Bob Kwartin, the program director, said it has 800 participants with 3 billion square feet of space committed to high-efficiency -- lighting. That will save $900 million a year in electricity costs and will reduce discharges of carbon dioxide by 20 billion pounds, the equivalent of the exhaust emissions of 2 million cars.

"If everybody joined 'Green Lights,' we would reduce the [carbon dioxide] emissions of the country by 4 or 5 percent," Mr. Kwartin said.

The Republicans went beyond the stimulus package to find other items of alleged pork. These could, however, be funded by the $2.5 billion appropriation for community development grants, which is part of the stimulus package.

The Republicans picked the projects from the U.S. Conference of Mayors' compilation of "Ready to Go" projects that could be initiated and completed by the end of the year.

At the request of Housing Secretary Henry G. Cisneros and Transportation Secretary Federico F. Pena, the mayors drew up a list of 4,400 projects in 470 cities that they said would create 200,000 jobs. It was published last month.

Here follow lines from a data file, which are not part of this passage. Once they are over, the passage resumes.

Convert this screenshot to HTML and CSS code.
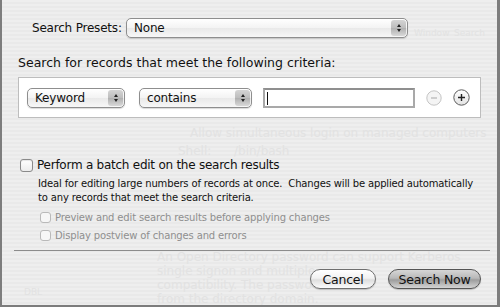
FILE: index.html
```html
<!DOCTYPE html>
<html>
<head>
<meta charset="utf-8">
<link rel="stylesheet" href="styles.css">
</head>
<body>
<div class="sheet">
  <div class="ghost">
    <span class="g g1">Window</span>
    <span class="g g2">Search</span>
    <span class="g g3">Allow simultaneous login on managed computers</span>
    <span class="g g4">Shell:</span>
    <span class="g g5">/bin/bash</span>
    <span class="g g6">An Open Directory password can support Kerberos</span>
    <span class="g g6b">single signon and multiple</span>
    <span class="g g6c">compatibility. The passwo</span>
    <span class="g g6d">from the directory domain.</span>
    <span class="g g7">DBL</span>
  </div>

  <div class="presets">
    <span class="label">Search Presets:</span>
    <div class="popup popup-presets"><span class="ptext">None</span><span class="arrows"><i class="up"></i><i class="down"></i></span></div>
  </div>

  <div class="heading">Search for records that meet the following criteria:</div>

  <div class="criteria">
    <div class="popup popup-keyword"><span class="ptext">Keyword</span><span class="arrows"><i class="up"></i><i class="down"></i></span></div>
    <div class="popup popup-contains"><span class="ptext">contains</span><span class="arrows"><i class="up"></i><i class="down"></i></span></div>
    <div class="field"><span class="caret"></span></div>
    <span class="round minus"><svg viewBox="0 0 16 16" width="16" height="16"><circle cx="8" cy="8" r="7.2" fill="#f4f4f4" stroke="#c4c4c4" stroke-width="1"/><path d="M5 8h6" stroke="#b8b8b8" stroke-width="1.3"/></svg></span>
    <span class="round plus"><svg viewBox="0 0 17 17" width="17" height="17"><defs><linearGradient id="pg" x1="0" y1="0" x2="0" y2="1"><stop offset="0" stop-color="#ffffff"/><stop offset="1" stop-color="#e2e2e2"/></linearGradient></defs><circle cx="8.5" cy="8.5" r="7.7" fill="url(#pg)" stroke="#5c5c5c" stroke-width="1"/><path d="M5 8.5h7M8.5 5v7" stroke="#222" stroke-width="1.4"/></svg></span>
  </div>

  <div class="batch">
    <span class="check big"></span>
    <span class="batch-label">Perform a batch edit on the search results</span>
  </div>
  <p class="desc">Ideal for editing large numbers of records at once.&nbsp; Changes will be applied automatically<br>to any records that meet the search criteria.</p>
  <div class="sub">
    <div class="subrow"><span class="check small"></span><span>Preview and edit search results before applying changes</span></div>
    <div class="subrow"><span class="check small"></span><span>Display postview of changes and errors</span></div>
  </div>

  <div class="sep"></div>

  <div class="buttons">
    <span class="btn cancel">Cancel</span>
    <span class="btn default">Search Now</span>
  </div>
</div>
</body>
</html>
```

FILE: styles.css
```css
* { box-sizing: border-box; }
html, body { margin: 0; padding: 0; }
body {
  width: 500px;
  height: 307px;
  overflow: hidden;
  font-family: "DejaVu Sans", "Liberation Sans", sans-serif;
  color: #111;
}
.sheet {
  position: relative;
  width: 500px;
  height: 307px;
  border-left: 2px solid #7d7d7d;
  border-right: 3px solid #7d7d7d;
  border-bottom: 2px solid #7d7d7d;
  background-color: #ececec;
  background-image: repeating-linear-gradient(180deg, #eeeeee 0, #eeeeee 2px, #e9e9e9 2px, #e9e9e9 4px);
  padding-left: 16px;
  overflow: hidden;
}
.ghost { position: absolute; inset: 0; pointer-events: none; }
.g { position: absolute; color: #e2e2e2; font-size: 12px; line-height: 13px; white-space: nowrap; }
.g1 { left: 412px; top: 28px; font-size: 9px; line-height: 10px; }
.g2 { left: 452px; top: 28px; font-size: 9px; line-height: 10px; }
.g3 { left: 188px; top: 127px; }
.g4 { left: 176px; top: 145px; }
.g5 { left: 232px; top: 145px; }
.g6 { left: 155px; top: 251px; }
.g6b { left: 155px; top: 265px; }
.g6c { left: 155px; top: 279px; }
.g6d { left: 155px; top: 293px; }
.g7 { left: 22px; top: 287px; font-size: 9px; line-height: 10px; }

.presets, .heading, .criteria, .batch, .desc, .sub, .sep, .buttons { position: relative; }

.presets {
  display: flex;
  align-items: center;
  padding-top: 17px;
  padding-left: 14px;
  height: 38px;
}
.label { font-size: 12px; letter-spacing: -0.2px; width: 94px; }

.popup {
  display: flex;
  align-items: center;
  height: 20px;
  border: 1px solid #8e8e8e;
  border-radius: 5px;
  background: linear-gradient(#ffffff, #f3f3f3 50%, #e9e9e9 51%, #f7f7f7);
  box-shadow: 0 1px 1px rgba(0,0,0,0.15);
  font-size: 12px;
  letter-spacing: -0.2px;
  overflow: hidden;
}
.ptext { flex: 1; padding-left: 7px; }
.arrows {
  width: 15px;
  height: 16px;
  margin-right: 1px;
  border-radius: 3px;
  background: linear-gradient(#d4d4d4, #bdbdbd 50%, #b0b0b0 51%, #d8d8d8);
  display: flex;
  flex-direction: column;
  align-items: center;
  justify-content: center;
  gap: 2px;
}
.arrows i { width: 0; height: 0; border-left: 2.5px solid transparent; border-right: 2.5px solid transparent; }
.arrows .up { border-bottom: 3.5px solid #222; }
.arrows .down { border-top: 3.5px solid #222; }
.popup-presets { width: 282px; }

.heading {
  margin-top: 17px;
  font-size: 12.5px;
  height: 15px;
  line-height: 15px;
}
.criteria {
  margin-top: 7px;
  width: 463px;
  height: 41px;
  background: #fff;
  border: 1px solid #bdbdbd;
  display: flex;
  align-items: center;
  padding-left: 8px;
}
.popup-keyword { width: 98px; }
.popup-contains { width: 113px; margin-left: 14px; }
.field {
  margin-left: 11px;
  width: 152px;
  height: 20px;
  border: 2px solid #a9a9a9;
  border-top-color: #8f8f8f;
  background: #fff;
  position: relative;
}
.caret { position: absolute; left: 2px; top: 2px; width: 1px; height: 13px; background: #111; }
.round { display: flex; margin-left: 11px; }
.round.plus { margin-left: 11px; }

.batch {
  margin-top: 40px;
  display: flex;
  align-items: center;
  height: 14px;
  padding-left: 2px;
}
.check {
  display: inline-block;
  border: 1px solid #8a8a8a;
  border-radius: 3px;
  background: linear-gradient(#ffffff, #ececec);
  box-shadow: inset 0 1px 1px rgba(0,0,0,0.1);
}
.check.big { width: 13px; height: 13px; }
.batch-label { margin-left: 4px; font-size: 12px; letter-spacing: -0.25px; }
.desc {
  margin: 5px 0 0 20px;
  font-size: 10px;
  line-height: 14px;
  letter-spacing: -0.15px;
}
.sub { margin-top: 3px; padding-left: 22px; }
.subrow {
  display: flex;
  align-items: center;
  height: 18px;
  font-size: 10px;
  color: #8f8f8f;
  letter-spacing: -0.15px;
}
.check.small { width: 11px; height: 11px; border-color: #b9b9b9; margin-right: 4px; background: #f6f6f6; box-shadow: none; }
.sep {
  margin: 6px 0 0 -4px;
  width: 476px;
  height: 1px;
  background: #8c8c8c;
}
.buttons {
  margin-top: 18px;
  display: flex;
  padding-left: 292px;
  gap: 12px;
}
.btn {
  display: inline-flex;
  align-items: center;
  justify-content: center;
  height: 20px;
  border-radius: 10px;
  border: 1px solid #6f6f6f;
  font-size: 12.5px;
  letter-spacing: -0.2px;
  box-shadow: 0 1px 1px rgba(0,0,0,0.2);
}
.cancel {
  width: 66px;
  background: linear-gradient(#ffffff, #f2f2f2 45%, #dedede 55%, #fbfbfb);
}
.default {
  width: 93px;
  background: linear-gradient(#d6d6d6, #b9b9b9 45%, #9d9d9d 55%, #d4d4d4);
  border-color: #555;
}
```
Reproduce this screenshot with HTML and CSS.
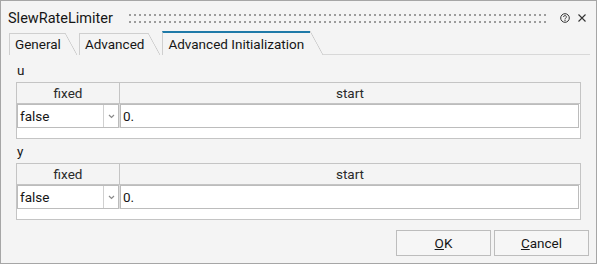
FILE: index.html
```html
<!DOCTYPE html>
<html lang="en">
<head>
    <meta charset="UTF-8">
    <title>SlewRateLimiter</title>
    <link rel="stylesheet" href="styles.css">
</head>
<body>
    <div class="dialog">
        <div class="titlebar">
            <span class="title">SlewRateLimiter</span>
            <span class="grip"></span>
            <svg class="help" viewBox="0 0 10 10">
                <circle cx="5" cy="5" r="4.3" fill="none" stroke="#333" stroke-width="1"/>
                <path d="M3.6 4a1.4 1.4 0 1 1 2 1.2c-.4.2-.6.5-.6.9v.3" fill="none" stroke="#333" stroke-width=".9"/>
                <circle cx="5" cy="7.4" r=".55" fill="#333"/>
            </svg>
            <svg class="close" viewBox="0 0 8 8">
                <path d="M.5.5l7 7M7.5.5l-7 7" stroke="#333" stroke-width="1.1"/>
            </svg>
        </div>

        <div class="tabs">
            <div class="tab">General</div>
            <div class="tab">Advanced</div>
            <div class="tab active">Advanced Initialization</div>
            <div class="tab-rest"></div>
        </div>

        <div class="panel">
            <div class="section">
                <div class="section-label">u</div>
                <div class="table">
                    <div class="table-head">
                        <div class="th">fixed</div>
                        <div class="th">start</div>
                    </div>
                    <div class="table-row">
                        <div class="combo">
                            <span class="combo-value">false</span>
                            <span class="combo-arrow">
                                <svg width="7" height="5" viewBox="0 0 7 5"><path d="M1 1l2.5 2.5L6 1" fill="none" stroke="#8a8a8a" stroke-width="1.2"/></svg>
                            </span>
                        </div>
                        <div class="field">0.</div>
                    </div>
                    <div class="table-spare"></div>
                </div>
            </div>

            <div class="section">
                <div class="section-label">y</div>
                <div class="table">
                    <div class="table-head">
                        <div class="th">fixed</div>
                        <div class="th">start</div>
                    </div>
                    <div class="table-row">
                        <div class="combo">
                            <span class="combo-value">false</span>
                            <span class="combo-arrow">
                                <svg width="7" height="5" viewBox="0 0 7 5"><path d="M1 1l2.5 2.5L6 1" fill="none" stroke="#8a8a8a" stroke-width="1.2"/></svg>
                            </span>
                        </div>
                        <div class="field">0.</div>
                    </div>
                    <div class="table-spare"></div>
                </div>
            </div>
        </div>

        <div class="buttons">
            <button class="btn"><u>O</u>K</button>
            <button class="btn"><u>C</u>ancel</button>
        </div>
    </div>
</body>
</html>
```

FILE: styles.css
```css
* {
    box-sizing: border-box;
}
body {
    margin: 0;
    font-family: Roboto, 'Liberation Sans', sans-serif;
    font-size: 13.5px;
    color: #161616;
    background: #fff;
}
.dialog {
    width: 597px;
    height: 264px;
    border: 1px solid #a6a6a6;
    background: #f4f4f4;
    display: flex;
    flex-direction: column;
    overflow: hidden;
}

/* title bar */
.titlebar {
    height: 30px;
    display: flex;
    align-items: center;
    padding: 4px 10px 0 7px;
    flex-shrink: 0;
}
.title {
    font-size: 14.5px;
}
.grip {
    flex: 1;
    height: 9px;
    margin: 0 12px 0 16px;
    background-image: radial-gradient(circle at 1px 1px, #9c9c9c 1px, transparent 1.3px);
    background-size: 5px 7px;
}
.help {
    width: 10px;
    height: 10px;
    margin-right: 8px;
}
.close {
    width: 8px;
    height: 8px;
}

/* tabs */
.tabs {
    display: flex;
    align-items: flex-end;
    height: 24px;
    padding-left: 8px;
    flex-shrink: 0;
}
.tab {
    position: relative;
    height: 22px;
    line-height: 20px;
    padding: 0 4px 0 5px;
    margin-right: 14px;
    border-top: 1px solid #cfcfcf;
    border-left: 1px solid #cfcfcf;
}
.tab::after {
    content: "";
    position: absolute;
    top: -1px;
    right: -12px;
    width: 12px;
    height: calc(100% + 1px);
    background: linear-gradient(to top right, transparent calc(50% - 0.7px), #c8c8c8 50%, transparent calc(50% + 0.7px));
}
.tab.active {
    height: 24px;
    line-height: 22px;
    padding-right: 6px;
    margin-right: 0;
    border-top: 2px solid #1f7aa8;
}
.tab.active::after {
    top: -2px;
    right: -13px;
    width: 13px;
    height: calc(100% + 2px);
}
.tab-rest {
    flex: 1;
    height: 1px;
    margin: 0 6px 0 13px;
    background: #d8d8d8;
}

/* panel */
.panel {
    flex: 1;
    display: flex;
    flex-direction: column;
    gap: 4px;
    padding: 7px 15px 0 15px;
}
.section-label {
    height: 16px;
    line-height: 16px;
    padding-left: 1px;
    margin-bottom: 4px;
}
.table {
    border: 1px solid #c4c4c4;
    background: #fff;
}
.table-head {
    display: grid;
    grid-template-columns: 103px 1fr;
    height: 21px;
    background: #f4f4f4;
    border-bottom: 1px solid #c4c4c4;
}
.th {
    text-align: center;
    line-height: 20px;
    color: #2a2a2a;
}
.th:first-child {
    border-right: 1px solid #c4c4c4;
}
.table-row {
    display: grid;
    grid-template-columns: 102px 1fr;
    column-gap: 1px;
    height: 24px;
    padding-right: 1px;
}
.combo {
    display: flex;
    border: 1px solid #bcbcbc;
    box-shadow: 1px 0 0 #dcdcdc;
    background: #fff;
}
.combo-value {
    flex: 1;
    padding-left: 2px;
    line-height: 22px;
}
.combo-arrow {
    width: 15px;
    border-left: 1px solid #d0d0d0;
    display: flex;
    align-items: center;
    justify-content: center;
}
.field {
    border: 1px solid #bcbcbc;
    padding-left: 2px;
    line-height: 22px;
    background: #fff;
}
.table-spare {
    height: 10px;
}

/* buttons */
.buttons {
    display: flex;
    justify-content: flex-end;
    gap: 3px;
    padding: 0 7px 7px 0;
    flex-shrink: 0;
}
.btn {
    width: 95px;
    height: 26px;
    padding: 0;
    border: 1px solid #bdbdbd;
    background: #f6f6f6;
    font: inherit;
    color: #161616;
}
```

From it, the Republicans picked a $5 million beach parking garage, a $4.5 million gym replacement, a $3.5 million theater preservation, a $3.5 million swimming pool rehabilitation, a $1 million cemetery and a $500,000 golf course as examples of local political "pork."

Mike Brown, spokesman for the Conference of Mayors, said those projects are "are in the list, and the way they got into the list was because the cities felt these were the kinds of projects that would be effective in creating jobs in the short term."